Volvamos al film y a la falta de utopías aludida. Consecuencia, tal vez, del griterío ensordecedor que entre los personajes se respira. O de la elección teatral que la profesora practica con sus alumnos: El juego del amor y del azar, de Pierre de Marivaux. Situación que se explicita desde el trasfondo de la obra, desde la imitación de rasgos de clase diferente -el burgués como proletario y viceversa-, la imposibilidad de esconder el origen social, de escapar de él, de estar condenados a ser pobres mientras, los otros, serán siempre ricos.

Será por eso que la cámara -así como en los films de los hermanos Jean-Pierre y Luc Dardenne- nunca se aleja de sus locaciones de periferia, tampoco lo hacen los chicos, quienes serán de inmediato detenidos cuando suban a un vehículo, aún cuando sus intenciones fueran otras; de todos modos, por las dudas, la policía ejerce su prevención brutal.

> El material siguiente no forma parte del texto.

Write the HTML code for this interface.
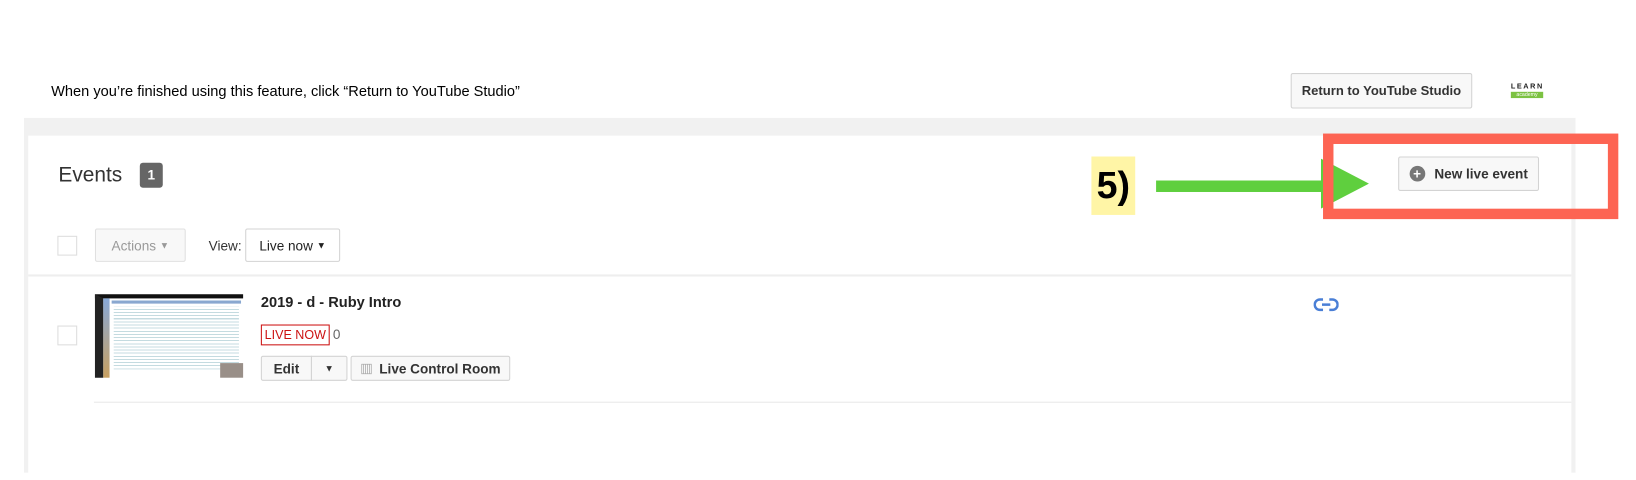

Krimo (Osman Elkharraz) es el niño que se enamora. Tontamente. También oscuramente. Hasta procura ser el Arlequín de la obra con tal de estar cerca del cabello rubio y del destello celeste de los ojos de Lydia (Sara Forestier). Ser lo que no puede ser.

Pasar por divertido, por alegre, con ropa multicolor, cuando su padre -ausente para la imagen- vive en la cárcel y su madre dentro del apartamento. Lydia, en tanto, es una furia que interpreta con pasión su papel de señora burguesa mientras agita su abanico roído. Entre medio hay una novia indecisa, y amigos que alimentan un clima de enrarecimiento, por momentos de amistad, por momentos de violencia contenida.

Es esta ambivalencia la que pareciera volver al film un globo a punto de estallar. La primera escena así lo expone. Podríamos pensar, de hecho, que la común unión entre estos chicos que viven -y que son- la periferia citadina existe también desde lo tribal, con una violencia que es alimentada por la segregación y la represión. De todas maneras, la obra teatral también es el momento para que padres, hijos y amigos se reúnan, se aplaudan, se abracen. El respiro existe. El arte surge, entonces, como llave para otras puertas. Qué más decir, el film es magnífico.